Skilled Tradesmen at Higher Risk of COVID Death

roofer in silhouette

SKILLED TRADESMEN are shown to be at higher risk of death from Covid-19 than average, in new figures published today by the Office for National Statistics.

Listed in the top ten occupations statistically most likely to suffer a Covid-19 related fatality, men who are categorised as working in the ‘Skilled Trades’ group have an average rate of 40.4 deaths per 100,000.

The Skilled Trades classification includes all construction tradespeople, including roofers.

The Skilled Trades rates of death involving Covid-19 is significantly higher than that of the general population among those of the same age and sex. The average rate of death involving COVID-19 is 31.4 deaths per 100,000 in the working population of men.

There were 7,961 deaths involving COVID-19 in the working age population, aged 20 to 64 years, in England and Wales registered between 9 March and 28 December 2020. Nearly two-thirds of these deaths (64.4%) were among men.

Roofers Covid risk

The latest findings are in line with the ONS analyses published last year comparing the risks from coronavirus of various occupations. ‘Roofers, roof tilers & slaters’ were classed as at ‘arm’s length’ proximity and at higher than average risk.

Ben Humberstone, Head of Health Analysis and Life Events at the ONS, said: “Today’s analysis shows that jobs with regular exposure to COVID-19 and those working in close proximity to others continue to have higher COVID-19 death rates when compared with the rest of the working age population. Men continue to have higher rates of death than women, making up nearly two thirds of these deaths.”
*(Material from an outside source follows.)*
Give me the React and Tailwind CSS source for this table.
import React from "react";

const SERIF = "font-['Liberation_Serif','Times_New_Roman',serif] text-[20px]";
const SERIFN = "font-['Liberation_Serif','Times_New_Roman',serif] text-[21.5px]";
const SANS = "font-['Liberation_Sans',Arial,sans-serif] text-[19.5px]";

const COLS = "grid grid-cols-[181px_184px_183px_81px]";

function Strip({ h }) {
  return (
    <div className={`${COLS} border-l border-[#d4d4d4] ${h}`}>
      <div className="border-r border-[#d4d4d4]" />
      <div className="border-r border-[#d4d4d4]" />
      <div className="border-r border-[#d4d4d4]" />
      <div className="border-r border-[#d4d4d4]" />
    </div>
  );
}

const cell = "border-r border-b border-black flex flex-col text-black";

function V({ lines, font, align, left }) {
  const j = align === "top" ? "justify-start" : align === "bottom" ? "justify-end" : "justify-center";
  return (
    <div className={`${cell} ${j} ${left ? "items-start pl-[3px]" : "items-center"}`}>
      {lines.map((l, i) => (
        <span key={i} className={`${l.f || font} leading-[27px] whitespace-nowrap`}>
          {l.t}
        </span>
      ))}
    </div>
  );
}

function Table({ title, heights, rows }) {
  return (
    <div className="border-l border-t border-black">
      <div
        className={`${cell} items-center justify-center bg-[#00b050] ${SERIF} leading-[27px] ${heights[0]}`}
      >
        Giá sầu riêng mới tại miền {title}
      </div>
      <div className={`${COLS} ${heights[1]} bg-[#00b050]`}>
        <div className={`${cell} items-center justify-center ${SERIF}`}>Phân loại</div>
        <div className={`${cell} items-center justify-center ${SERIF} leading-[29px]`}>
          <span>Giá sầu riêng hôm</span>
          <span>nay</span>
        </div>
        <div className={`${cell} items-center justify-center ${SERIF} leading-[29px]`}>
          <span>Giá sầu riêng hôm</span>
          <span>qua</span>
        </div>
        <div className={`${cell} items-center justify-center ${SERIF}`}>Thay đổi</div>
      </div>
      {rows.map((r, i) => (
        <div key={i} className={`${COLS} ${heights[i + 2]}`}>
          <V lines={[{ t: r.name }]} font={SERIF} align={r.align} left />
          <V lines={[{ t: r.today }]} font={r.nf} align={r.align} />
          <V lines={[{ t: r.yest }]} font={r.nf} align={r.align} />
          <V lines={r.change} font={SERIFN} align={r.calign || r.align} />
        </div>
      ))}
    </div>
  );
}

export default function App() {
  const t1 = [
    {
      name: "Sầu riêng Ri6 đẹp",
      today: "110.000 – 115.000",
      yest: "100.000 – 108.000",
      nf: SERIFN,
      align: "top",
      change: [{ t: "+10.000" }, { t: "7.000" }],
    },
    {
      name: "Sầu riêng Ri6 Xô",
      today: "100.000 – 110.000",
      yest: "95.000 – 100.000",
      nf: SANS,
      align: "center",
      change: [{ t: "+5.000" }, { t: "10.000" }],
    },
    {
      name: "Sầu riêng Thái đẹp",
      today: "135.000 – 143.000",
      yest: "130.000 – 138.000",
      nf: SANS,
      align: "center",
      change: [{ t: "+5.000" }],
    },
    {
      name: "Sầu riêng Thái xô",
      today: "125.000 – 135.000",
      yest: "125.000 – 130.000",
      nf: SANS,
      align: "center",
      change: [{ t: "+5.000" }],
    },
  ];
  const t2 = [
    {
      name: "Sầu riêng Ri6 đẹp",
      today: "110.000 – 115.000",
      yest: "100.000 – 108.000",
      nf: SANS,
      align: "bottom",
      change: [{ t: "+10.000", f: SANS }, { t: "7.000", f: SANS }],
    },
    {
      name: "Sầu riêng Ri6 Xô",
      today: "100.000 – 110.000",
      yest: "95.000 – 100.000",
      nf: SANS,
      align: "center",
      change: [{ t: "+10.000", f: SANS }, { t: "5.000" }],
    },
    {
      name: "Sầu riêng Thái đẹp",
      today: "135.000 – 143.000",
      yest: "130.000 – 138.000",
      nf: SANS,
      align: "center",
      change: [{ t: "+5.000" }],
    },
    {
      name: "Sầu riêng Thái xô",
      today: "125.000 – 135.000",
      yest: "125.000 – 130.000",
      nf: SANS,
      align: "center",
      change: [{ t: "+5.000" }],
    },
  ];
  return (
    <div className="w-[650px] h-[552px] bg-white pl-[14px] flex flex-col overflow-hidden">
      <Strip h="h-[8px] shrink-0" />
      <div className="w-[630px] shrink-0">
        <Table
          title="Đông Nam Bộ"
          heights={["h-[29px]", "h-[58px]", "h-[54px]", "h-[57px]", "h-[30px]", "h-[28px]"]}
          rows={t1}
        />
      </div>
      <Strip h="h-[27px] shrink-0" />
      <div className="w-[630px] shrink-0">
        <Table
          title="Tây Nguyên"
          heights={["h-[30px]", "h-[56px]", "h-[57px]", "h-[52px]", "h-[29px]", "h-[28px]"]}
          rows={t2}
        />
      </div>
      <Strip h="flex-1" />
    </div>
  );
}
“As the pandemic has progressed, we have learnt more about the disease and the communities it impacts most. There are a complex combination of factors that influence the risk of death; from your age and your ethnicity, where you live and who you live with, to pre-existing health conditions. Our findings do not prove that the rates of death involving COVID-19 are caused by differences in occupational exposure.”